We lose so much of New York’s history to glass towers and "luxury" condos that all look the same. The Otto Kahn Mansion NYC is a reminder of a time when architecture was about more than just square footage. It was about craft.

The basement still has the original marble control panels for the electrical systems. The "below stairs" areas still have the copper elevator cabs. It’s a time capsule.

Actionable Insights for Your Visit

If you want to see it, don't just stand on the corner of 5th and 91st.

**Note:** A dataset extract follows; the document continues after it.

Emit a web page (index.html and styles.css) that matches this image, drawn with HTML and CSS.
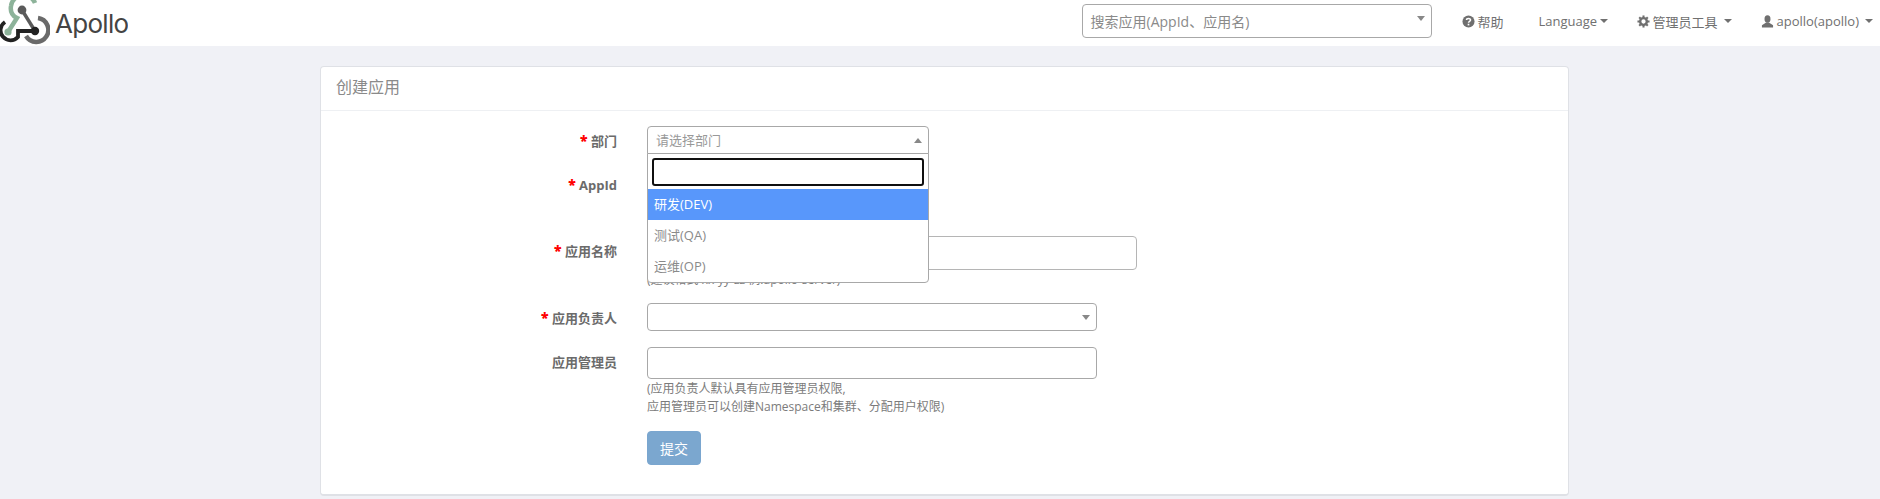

  1. Walk the 91st Street side. This is where you see the scale of the carriageway doors.
  2. Look at the windows. Notice how they change from the "piano nobile" (the grand second floor) to the simpler upper floors. That’s classic Italian design.
  3. Check the "Oheka" link. If you love this house, you have to visit Kahn’s other house on Long Island, Oheka Castle. It’s the second-largest private home in the US and it’s where they filmed Taylor Swift’s "Blank Space" video.
  4. Respect the space. Remember, it’s a school. You can’t just walk in and ask for a tour of the library. However, they sometimes host events or fundraisers that allow the public inside. Keep an eye on the Sacred Heart website for "Alumnae" events or film shoots.

The mansion is a New York City landmark for a reason. It represents the moment when the city’s outsiders became its most important cultural anchors. Otto Kahn built a house that was too big to ignore and too well-built to tear down. It’s still there, standing tall, watching Central Park change while it stays exactly the same.